Problem requirements. Leave out the pictures and copy everything else below exactly.

::::::::

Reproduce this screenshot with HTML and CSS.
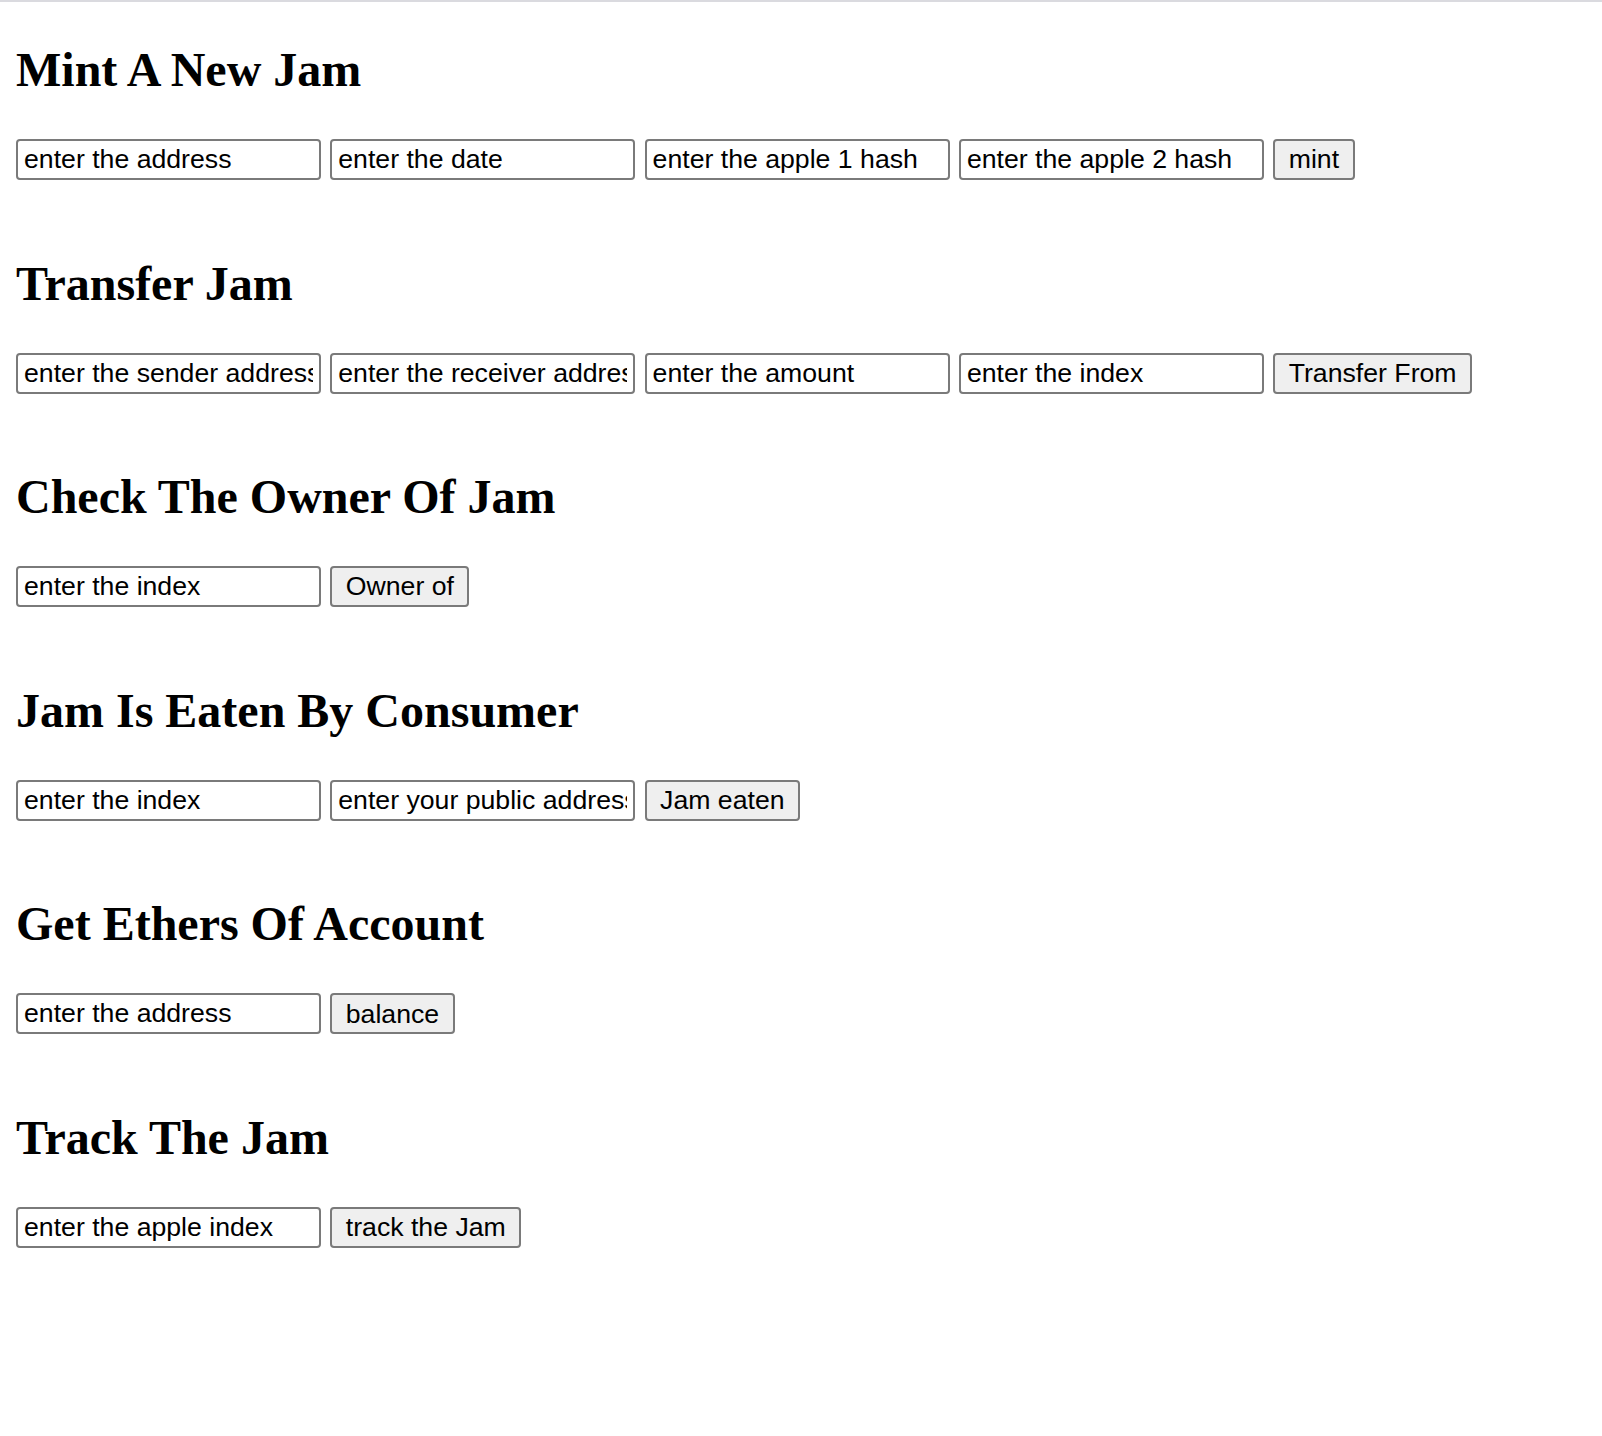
FILE: index.html
```html
<!DOCTYPE html>
<html>
<head>
<meta charset="utf-8">
<title>Jam</title>
<link rel="stylesheet" href="styles.css">
</head>
<body>
<div class="topline"></div>
<main class="page">
  <section class="block">
    <h2 class="title">Mint A New Jam</h2>
    <div class="row">
      <input class="field" type="text" placeholder="enter the address">
      <input class="field" type="text" placeholder="enter the date">
      <input class="field" type="text" placeholder="enter the apple 1 hash">
      <input class="field" type="text" placeholder="enter the apple 2 hash">
      <button class="btn" type="button">mint</button>
    </div>
  </section>
  <section class="block">
    <h2 class="title">Transfer Jam</h2>
    <div class="row">
      <input class="field" type="text" placeholder="enter the sender address">
      <input class="field" type="text" placeholder="enter the receiver address">
      <input class="field" type="text" placeholder="enter the amount">
      <input class="field" type="text" placeholder="enter the index">
      <button class="btn" type="button">Transfer From</button>
    </div>
  </section>
  <section class="block">
    <h2 class="title">Check The Owner Of Jam</h2>
    <div class="row">
      <input class="field" type="text" placeholder="enter the index">
      <button class="btn" type="button">Owner of</button>
    </div>
  </section>
  <section class="block">
    <h2 class="title">Jam Is Eaten By Consumer</h2>
    <div class="row">
      <input class="field" type="text" placeholder="enter the index">
      <input class="field" type="text" placeholder="enter your public address">
      <button class="btn" type="button">Jam eaten</button>
    </div>
  </section>
  <section class="block">
    <h2 class="title">Get Ethers Of Account</h2>
    <div class="row">
      <input class="field" type="text" placeholder="enter the address">
      <button class="btn" type="button">balance</button>
    </div>
  </section>
  <section class="block">
    <h2 class="title">Track The Jam</h2>
    <div class="row">
      <input class="field" type="text" placeholder="enter the apple index">
      <button class="btn" type="button">track the Jam</button>
    </div>
  </section>
</main>
</body>
</html>
```
FILE: styles.css
```css
html, body {
  margin: 0;
  padding: 0;
  background: #ffffff;
}

body {
  font-family: "Liberation Serif", "Times New Roman", serif;
  color: #000;
}

.topline {
  height: 2px;
  background: #dadadf;
}

.page {
  padding: 40px 16px 0;
}

.block {
  margin-bottom: 75.6px;
}

.title {
  margin: 0 0 42px;
  font-family: "Liberation Serif", "Times New Roman", serif;
  font-size: 48px;
  font-weight: bold;
  line-height: 55px;
}

.row {
  display: flex;
  align-items: center;
  gap: 9.3px;
  height: 41px;
}

.field {
  box-sizing: border-box;
  width: 305px;
  height: 41px;
  margin: 0;
  padding: 0 6px;
  border: 2px solid #7a7a7a;
  border-radius: 4px;
  background: #fff;
  font-family: "Liberation Sans", Arial, sans-serif;
  font-size: 26.67px;
  color: #000;
  outline: none;
}

.field::placeholder {
  color: #000;
  opacity: 1;
}

.btn {
  box-sizing: border-box;
  height: 41px;
  margin: 0;
  padding: 0 13.5px;
  border: 2px solid #7a7a7a;
  border-radius: 4px;
  background: #efefef;
  font-family: "Liberation Sans", Arial, sans-serif;
  font-size: 26.67px;
  color: #000;
  line-height: 1;
}
```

::::::::

Expected answer.
Reproduce this screenshot with HTML and CSS.
FILE: index.html
```html
<!DOCTYPE html>
<html>
<head>
<meta charset="utf-8">
<title>Jam</title>
<link rel="stylesheet" href="styles.css">
</head>
<body>
<div class="topline"></div>
<main class="page">
  <section class="block">
    <h2 class="title">Mint A New Jam</h2>
    <div class="row">
      <input class="field" type="text" placeholder="enter the address">
      <input class="field" type="text" placeholder="enter the date">
      <input class="field" type="text" placeholder="enter the apple 1 hash">
      <input class="field" type="text" placeholder="enter the apple 2 hash">
      <button class="btn" type="button">mint</button>
    </div>
  </section>
  <section class="block">
    <h2 class="title">Transfer Jam</h2>
    <div class="row">
      <input class="field" type="text" placeholder="enter the sender address">
      <input class="field" type="text" placeholder="enter the receiver address">
      <input class="field" type="text" placeholder="enter the amount">
      <input class="field" type="text" placeholder="enter the index">
      <button class="btn" type="button">Transfer From</button>
    </div>
  </section>
  <section class="block">
    <h2 class="title">Check The Owner Of Jam</h2>
    <div class="row">
      <input class="field" type="text" placeholder="enter the index">
      <button class="btn" type="button">Owner of</button>
    </div>
  </section>
  <section class="block">
    <h2 class="title">Jam Is Eaten By Consumer</h2>
    <div class="row">
      <input class="field" type="text" placeholder="enter the index">
      <input class="field" type="text" placeholder="enter your public address">
      <button class="btn" type="button">Jam eaten</button>
    </div>
  </section>
  <section class="block">
    <h2 class="title">Get Ethers Of Account</h2>
    <div class="row">
      <input class="field" type="text" placeholder="enter the address">
      <button class="btn" type="button">balance</button>
    </div>
  </section>
  <section class="block">
    <h2 class="title">Track The Jam</h2>
    <div class="row">
      <input class="field" type="text" placeholder="enter the apple index">
      <button class="btn" type="button">track the Jam</button>
    </div>
  </section>
</main>
</body>
</html>
```
FILE: styles.css
```css
html, body {
  margin: 0;
  padding: 0;
  background: #ffffff;
}

body {
  font-family: "Liberation Serif", "Times New Roman", serif;
  color: #000;
}

.topline {
  height: 2px;
  background: #dadadf;
}

.page {
  padding: 40px 16px 0;
}

.block {
  margin-bottom: 75.6px;
}

.title {
  margin: 0 0 42px;
  font-family: "Liberation Serif", "Times New Roman", serif;
  font-size: 48px;
  font-weight: bold;
  line-height: 55px;
}

.row {
  display: flex;
  align-items: center;
  gap: 9.3px;
  height: 41px;
}

.field {
  box-sizing: border-box;
  width: 305px;
  height: 41px;
  margin: 0;
  padding: 0 6px;
  border: 2px solid #7a7a7a;
  border-radius: 4px;
  background: #fff;
  font-family: "Liberation Sans", Arial, sans-serif;
  font-size: 26.67px;
  color: #000;
  outline: none;
}

.field::placeholder {
  color: #000;
  opacity: 1;
}

.btn {
  box-sizing: border-box;
  height: 41px;
  margin: 0;
  padding: 0 13.5px;
  border: 2px solid #7a7a7a;
  border-radius: 4px;
  background: #efefef;
  font-family: "Liberation Sans", Arial, sans-serif;
  font-size: 26.67px;
  color: #000;
  line-height: 1;
}
```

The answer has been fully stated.